Okay, the instruction pipeline is stalling. In the frontend. Exactly what that means probably varies between microarchictectures.
I have a guess, though. If you're generous, you might even call it a hypothesis.
Hypothesis
By sorting the input, you're increasing locality of the writes. In fact, they will be very local; almost all additions you do will write to the same location as the previous one.
That's great for the cache, but not great for the pipeline. You're introducing data dependencies, preventing the next addition instruction from proceeding until the previous addition has completed (or has otherwise made the result available to succeeding instructions)
That's your problem.
I think.
Fixing it
Multiple sum vectors
Actually, let's try something. What if we used multiple sum vectors, switching between them for each addition, and then summed those up at the end? It costs us a little locality, but should remove the data dependencies.

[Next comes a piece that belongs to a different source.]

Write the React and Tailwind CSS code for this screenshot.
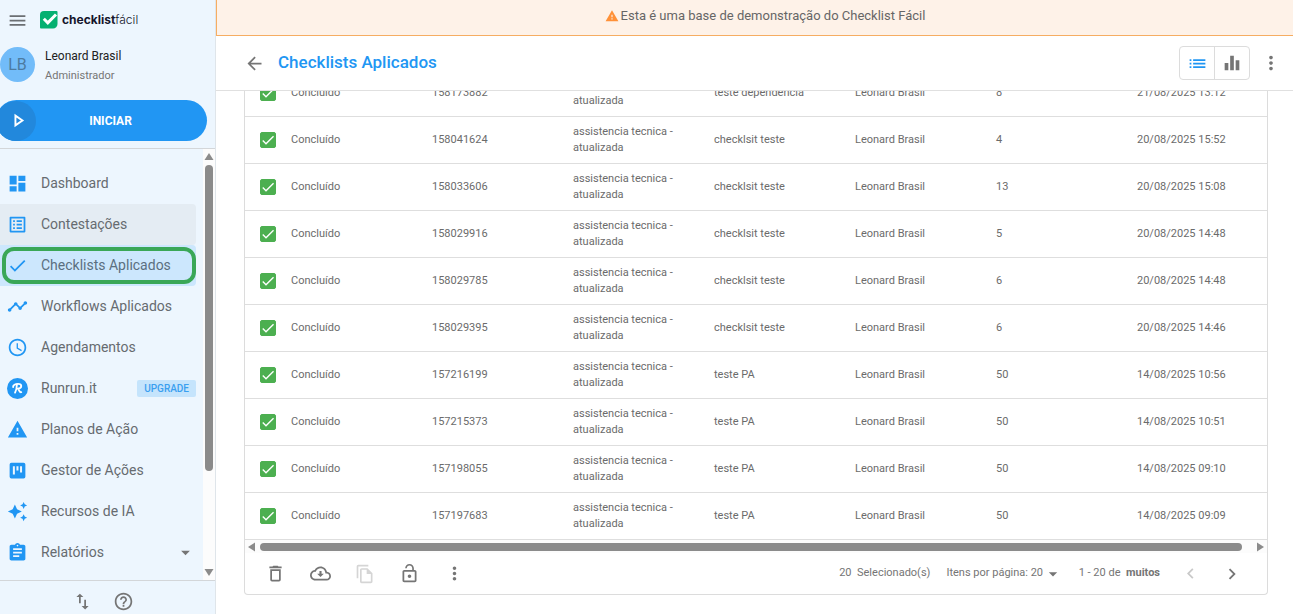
import React, { useState } from "react";
import {
  MdAccessTime,
  MdArrowBack,
  MdArrowDropDown,
  MdAssignment,
  MdAutoAwesome,
  MdCheck,
  MdChevronLeft,
  MdChevronRight,
  MdDashboard,
  MdEqualizer,
  MdHelpOutline,
  MdImportExport,
  MdList,
  MdListAlt,
  MdLockOpen,
  MdMenu,
  MdMoreVert,
  MdOutlineFileCopy,
  MdTimeline,
  MdWarning,
} from "react-icons/md";

const BoardIcon = ({ className }) => (
  <svg viewBox="0 0 24 24" fill="currentColor" className={className}>
    <path
      fillRule="evenodd"
      d="M5 3h14a2 2 0 0 1 2 2v14a2 2 0 0 1-2 2H5a2 2 0 0 1-2-2V5a2 2 0 0 1 2-2zm1.700 4v9.500H9V7H6.700zM10.800 7v5h2.300V7h-2.300zM14.900 7v7.200h2.300V7h-2.300z"
    />
  </svg>
);

const RunrunIcon = ({ className }) => (
  <svg viewBox="0 0 24 24" className={className}>
    <circle cx="12" cy="12" r="12" fill="currentColor" />
    <g fill="none" stroke="#fff" strokeWidth="2.100" strokeLinecap="round" strokeLinejoin="round">
      <path d="M7 10.300C6.800 8 9.500 6.800 12.500 6.800c2.600 0 3.800 1 3.800 2.400 0 1.900-2 2.900-4 2.900 1.500.6 1.300 4.700 4 4.100" />
      <path d="M11.300 7.500c0 3.500-.7 6.600-2.100 9.200" />
    </g>
  </svg>
);

const TrashIcon = ({ className }) => (
  <svg viewBox="0 0 24 24" fill="currentColor" className={className}>
    <path d="M19 4h-3.500l-1-1h-5l-1 1H5v2h14V4zM6 19a2 2 0 0 0 2 2h8a2 2 0 0 0 2-2V7H6v12zM8 9h8v10H8V9z" />
  </svg>
);

const CloudIcon = ({ className }) => (
  <svg viewBox="0 0 24 24" fill="currentColor" className={className}>
    <path d="M19.350 10.040C18.670 6.590 15.640 4 12 4 9.110 4 6.600 5.640 5.350 8.040 2.340 8.360 0 10.910 0 14c0 3.310 2.690 6 6 6h13c2.760 0 5-2.240 5-5 0-2.640-2.050-4.780-4.650-4.960zM19 18H6c-2.210 0-4-1.790-4-4 0-2.050 1.530-3.760 3.560-3.970l1.070-.11.5-.95C8.080 7.140 9.940 6 12 6c2.620 0 4.880 1.860 5.390 4.430l.3 1.500 1.530.11C20.780 12.140 22 13.450 22 15c0 1.650-1.350 3-3 3zM13.200 9.200h-2.400v3H8.200L12 16l3.800-3.800h-2.600v-3z" />
  </svg>
);

const Logo = () => (
  <div className="flex items-center gap-1">
    <svg viewBox="0 0 18 18" className="size-[18px]">
      <path d="M4 0h12.500a1 1 0 0 1 1 1v12a4.500 4.500 0 0 1-4.500 4.500H1a1 1 0 0 1-1-1V4a4 4 0 0 1 4-4z" fill="#05b071" />
      <path d="M3.800 7.800 7.800 11.800 16 3.500" fill="none" stroke="#fff" strokeWidth="3" />
    </svg>
    <span className="font-['Inter',sans-serif] text-[12px] text-[#15152b]">
      <b className="font-bold">checklist</b>
      <span className="font-light">fácil</span>
    </span>
  </div>
);

const menu = [
  { label: "Dashboard", icon: MdDashboard },
  { label: "Contestações", icon: MdListAlt, hover: true },
  { label: "Checklists Aplicados", icon: MdCheck, active: true },
  { label: "Workflows Aplicados", icon: MdTimeline },
  { label: "Agendamentos", icon: MdAccessTime },
  { label: "Runrun.it", icon: RunrunIcon, badge: "UPGRADE" },
  { label: "Planos de Ação", icon: MdWarning },
  { label: "Gestor de Ações", icon: BoardIcon },
  { label: "Recursos de IA", icon: MdAutoAwesome },
  { label: "Relatórios", icon: MdAssignment, expandable: true },
];

const rows = [
  ["158173882", "teste dependencia", "8", "21/08/2025 13:12"],
  ["158041624", "checklsit teste", "4", "20/08/2025 15:52"],
  ["158033606", "checklsit teste", "13", "20/08/2025 15:08"],
  ["158029916", "checklsit teste", "5", "20/08/2025 14:48"],
  ["158029785", "checklsit teste", "6", "20/08/2025 14:48"],
  ["158029395", "checklsit teste", "6", "20/08/2025 14:46"],
  ["157216199", "teste PA", "50", "14/08/2025 10:56"],
  ["157215373", "teste PA", "50", "14/08/2025 10:51"],
  ["157198055", "teste PA", "50", "14/08/2025 09:10"],
  ["157197683", "teste PA", "50", "14/08/2025 09:09"],
];

const MenuItem = ({ item }) => {
  const Icon = item.icon;
  let bg = "";
  if (item.hover) bg = "bg-[#e4ecf3]";
  if (item.active) bg = "bg-[#cce7fd]";

  return (
    <li>
      <a
        href="#"
        aria-current={item.active ? "page" : undefined}
        className={`relative flex h-[41px] items-center rounded-r pl-[7px] ${bg}`}
      >
        <Icon className="size-[21px] shrink-0 text-[#2196f3]" />
        <span className={`ml-[13px] text-[14px] ${item.active ? "text-[#5b6f80]" : "text-[#666b70]"}`}>
          {item.label}
        </span>
        {item.badge && (
          <span className="ml-auto rounded-xs bg-[#c5e4fc] px-[7px] text-[10px] leading-[17px] font-medium text-[#3a9ff0]">
            {item.badge}
          </span>
        )}
        {item.expandable && <MdArrowDropDown className="ml-auto size-[21px] text-[#757575]" />}
        {item.active && (
          <span className="absolute inset-y-0.5 right-0 left-0.5 rounded-xl border-4 border-[#3aa757]" />
        )}
      </a>
    </li>
  );
};

const Sidebar = () => (
  <aside className="flex w-[216px] shrink-0 flex-col border-r border-[#dfe5ea] bg-[#edf6fe]">
    <div className="flex h-10 items-center gap-3 pl-[7px]">
      <button type="button" aria-label="Menu">
        <MdMenu className="size-[21px] text-[#6b6f73]" />
      </button>
      <Logo />
    </div>

    <div className="mt-1.5 flex items-start gap-2.5">
      <div className="mt-px flex size-[35px] items-center justify-center rounded-full bg-[#72bcf9] text-[16px] text-[#4c7ba1]">
        LB
      </div>
      <div>
        <p className="text-[12px] leading-5 text-[#212121]">Leonard Brasil</p>
        <p className="text-[11px] leading-5 text-[#757575]">Administrador</p>
      </div>
    </div>

    <button
      type="button"
      className="mt-3.5 mr-2 -ml-1 flex h-[41px] shrink-0 items-center rounded-full bg-[#2196f3] text-[12px] font-bold text-white"
    >
      <span className="flex size-10 items-center justify-center rounded-full bg-[#2288dc] pl-1">
        <svg viewBox="0 0 24 24" className="size-[21px]" fill="none" stroke="currentColor" strokeWidth="2.200">
          <path d="M8.500 6.500v11l8-5.500z" />
        </svg>
      </span>
      <span className="flex-1 pr-[22px]">INICIAR</span>
    </button>

    <div className="mt-[7px] flex min-h-0 flex-1 border-y border-[#d3d6d9]">
      <nav className="min-w-0 flex-1 overflow-hidden pt-3.5 pr-[7px]">
        <ul>
          {menu.map((item) => (
            <MenuItem key={item.label} item={item} />
          ))}
        </ul>
      </nav>
      {/* Scrollbar */}
      <div className="flex w-3 flex-col items-center bg-[#fcfcfc] py-1">
        <svg viewBox="0 0 10 8" className="h-2 w-2.5" fill="#8b8b8b">
          <path d="M5 0l4.500 7h-9z" />
        </svg>
        <div className="mt-1 flex w-2 flex-1 flex-col">
          <div className="h-[76%] rounded-full bg-[#8b8b8b]" />
        </div>
        <svg viewBox="0 0 10 8" className="h-2 w-2.5" fill="#8b8b8b">
          <path d="M5 8L.5 1h9z" />
        </svg>
      </div>
    </div>

    <div className="flex h-[33px] items-end justify-center gap-5 pr-2.5 pb-0.5 text-[#757575]">
      <button type="button" aria-label="Sincronizar">
        <MdImportExport className="size-[21px]" />
      </button>
      <button type="button" aria-label="Ajuda">
        <MdHelpOutline className="size-[21px]" />
      </button>
    </div>
  </aside>
);

const Header = () => (
  <header className="flex h-[55px] shrink-0 items-center border-b border-[#e0e0e0] bg-white pr-[11px] pl-7">
    <button type="button" aria-label="Voltar">
      <MdArrowBack className="size-[21px] text-[#757575]" />
    </button>
    <h1 className="ml-[13px] text-[17px] font-medium text-[#2196f3]">Checklists Aplicados</h1>
    <div className="ml-auto flex h-[34px] divide-x divide-[#dcdcdc] rounded border border-[#dcdcdc]">
      <button type="button" aria-label="Lista" className="flex w-[35px] items-center justify-center">
        <MdList className="size-[21px] text-[#2196f3]" />
      </button>
      <button type="button" aria-label="Gráficos" className="flex w-[34px] items-center justify-center">
        <MdEqualizer className="size-[22px] text-[#757575]" />
      </button>
    </div>
    <button type="button" aria-label="Mais opções" className="ml-2.5">
      <MdMoreVert className="size-[22px] text-[#757575]" />
    </button>
  </header>
);

const Row = ({ row }) => {
  const [id, unit, score, date] = row;
  const [checked, setChecked] = useState(true);

  return (
    <tr className="h-[47px] border-b border-[#dedede]">
      <td className="pl-[15px]">
        <label className="grid size-4 place-items-center">
          <input
            type="checkbox"
            aria-label={`Selecionar ${id}`}
            checked={checked}
            onChange={() => setChecked(!checked)}
            className="col-start-1 row-start-1 size-4 appearance-none rounded-xs border border-[#4caf50] checked:bg-[#4caf50]"
          />
          <MdCheck className="pointer-events-none z-10 col-start-1 row-start-1 size-4 text-white" />
        </label>
      </td>
      <td>Concluído</td>
      <td>{id}</td>
      <td className="pr-8 leading-4">assistencia tecnica - atualizada</td>
      <td>{unit}</td>
      <td>Leonard Brasil</td>
      <td>{score}</td>
      <td>{date}</td>
    </tr>
  );
};

const TableFooter = () => (
  <div className="flex h-[41px] items-center pr-6 pl-5 text-[11px] text-[#757575]">
    <div className="flex items-center gap-6">
      <button type="button" aria-label="Excluir">
        <TrashIcon className="size-[21px]" />
      </button>
      <button type="button" aria-label="Baixar">
        <CloudIcon className="size-[21px]" />
      </button>
      <button type="button" aria-label="Duplicar" disabled className="text-[#d5d5d5]">
        <MdOutlineFileCopy className="size-5" />
      </button>
      <button type="button" aria-label="Desbloquear">
        <MdLockOpen className="size-[21px]" />
      </button>
      <button type="button" aria-label="Mais ações">
        <MdMoreVert className="size-[21px]" />
      </button>
    </div>
    <span className="ml-auto">20&nbsp; Selecionado(s)</span>
    <label htmlFor="page-size" className="ml-4">
      Itens por página:&nbsp;
    </label>
    <select id="page-size" defaultValue="20" className="w-3.5 appearance-none">
      <option>20</option>
      <option>50</option>
    </select>
    <MdArrowDropDown className="pointer-events-none -ml-0.5 size-5" />
    <span className="ml-4">
      1 - 20 de &nbsp;<b className="font-bold">muitos</b>
    </span>
    <button type="button" aria-label="Página anterior" disabled className="ml-5 text-[#c9c9c9]">
      <MdChevronLeft className="size-[21px]" />
    </button>
    <button type="button" aria-label="Próxima página" className="ml-5">
      <MdChevronRight className="size-[22px]" />
    </button>
  </div>
);

export default function App() {
  return (
    <div className="flex h-screen overflow-hidden bg-white font-['Roboto',sans-serif]">
      <Sidebar />
      <main className="flex min-w-0 flex-1 flex-col">
        <div className="flex h-9 shrink-0 items-center justify-center gap-0.5 border-b border-l border-[#f6ad62] bg-[#fef2e8] pb-1 pl-5 text-[13px] text-[#666]">
          <MdWarning className="size-3.5 text-[#ff9138]" />
          Esta é uma base de demonstração do Checklist Fácil
        </div>
        <Header />

        <section className="mr-[25px] mb-[19px] ml-7 flex min-h-0 flex-1 flex-col rounded-b border border-t-0 border-[#dcdcdc]">
          {/* Rows are scrolled to the end of the list */}
          <div className="flex min-h-0 flex-1 flex-col justify-end overflow-hidden">
            <table className="w-full table-fixed text-left text-[11px] text-[#6b6b6b]">
              <colgroup>
                <col className="w-[46px]" />
                <col className="w-[141px]" />
                <col className="w-[141px]" />
                <col className="w-[141px]" />
                <col className="w-[141px]" />
                <col className="w-[141px]" />
                <col className="w-[141px]" />
                <col />
              </colgroup>
              <tbody>
                {rows.map((row) => (
                  <Row key={row[0]} row={row} />
                ))}
              </tbody>
            </table>
          </div>
          <div className="flex h-[13px] shrink-0 items-center gap-1 bg-[#fcfcfc] px-[3px]">
            <svg viewBox="0 0 8 10" className="h-2.5 w-2" fill="#8b8b8b">
              <path d="M0 5l7-4.500v9z" />
            </svg>
            <div className="mr-2.5 h-2 flex-1 rounded-full bg-[#8b8b8b]" />
            <svg viewBox="0 0 8 10" className="h-2.5 w-2" fill="#8b8b8b">
              <path d="M8 5L1 .5v9z" />
            </svg>
          </div>
          <TableFooter />
        </section>
      </main>
    </div>
  );
}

(the code is not pretty; don't judge me, internet!!)
#include <iostream>
#include <chrono>
#include <vector>
#ifndef NSUMS
#define NSUMS (4) // must be power of 2 (for masking to work)
#endif
// This is the function whose performance I am interested in
void grouped_sum(int* p_x, int *p_g, int n, int** p_out) {
for (size_t i = 0; i < n; ++i) {
p_out[i & (NSUMS-1)][p_g[i]] += p_x[i];
}
}
int main() {
std::vector<int> values;
std::vector<int> groups;
std::vector<int> sums[NSUMS];
int n_groups = 0;
// Read in the values and calculate the max number of groups
while(std::cin) {
int value, group;
std::cin >> value >> group;
values.push_back(value);
groups.push_back(group);
if (group >= n_groups) {
n_groups = group+1;
}
}
for (int i=0; i<NSUMS; ++i) {
sums[i].resize(n_groups);
}
// Time grouped sums
std::chrono::system_clock::time_point start = std::chrono::system_clock::now();
int* sumdata[NSUMS];
for (int i = 0; i < NSUMS; ++i) {
sumdata[i] = sums[i].data();
}
for (int i = 0; i < 1000; ++i) {
grouped_sum(values.data(), groups.data(), values.size(), sumdata);
}
for (int i = 1; i < NSUMS; ++i) {
for (int j = 0; j < n_groups; ++j) {
sumdata[0][j] += sumdata[i][j];
}
}
std::chrono::system_clock::time_point end = std::chrono::system_clock::now();
std::cout << (end - start).count() << " with NSUMS=" << NSUMS << std::endl;
return 0;
}
(oh, and I also fixed the n_groups calculation; it was off by one.)
Results
After configuring my makefile to give an -DNSUMS=... arg to the compiler, I could do this:
sumspeed$ for n in 1 2 4 8 128; do make -s clean && make -s NSUMS=$n && (perf stat ./sum_groups < groups_shuffled && perf stat ./sum_groups < groups_sorted) 2>&1 | egrep '^[0-9]|frontend'; done
1134557008 with NSUMS=1
924 611 882 stalled-cycles-frontend # 17,13% frontend cycles idle
2513696351 with NSUMS=1
4 998 203 130 stalled-cycles-frontend # 52,79% frontend cycles idle
1116188582 with NSUMS=2
899 339 154 stalled-cycles-frontend # 16,83% frontend cycles idle
1365673326 with NSUMS=2
1 845 914 269 stalled-cycles-frontend # 29,97% frontend cycles idle
1127172852 with NSUMS=4
902 964 410 stalled-cycles-frontend # 16,79% frontend cycles idle
1171849032 with NSUMS=4
1 007 807 580 stalled-cycles-frontend # 18,29% frontend cycles idle
1118732934 with NSUMS=8
881 371 176 stalled-cycles-frontend # 16,46% frontend cycles idle
1129842892 with NSUMS=8
905 473 182 stalled-cycles-frontend # 16,80% frontend cycles idle
1497803734 with NSUMS=128
1 982 652 954 stalled-cycles-frontend # 30,63% frontend cycles idle
1180742299 with NSUMS=128
1 075 507 514 stalled-cycles-frontend # 19,39% frontend cycles idle
The optimal number of sum vectors will probably depend on your CPU's pipeline depth. My 7-year old ultrabook CPU can probably max out the pipeline with fewer vectors than a new fancy desktop CPU would need.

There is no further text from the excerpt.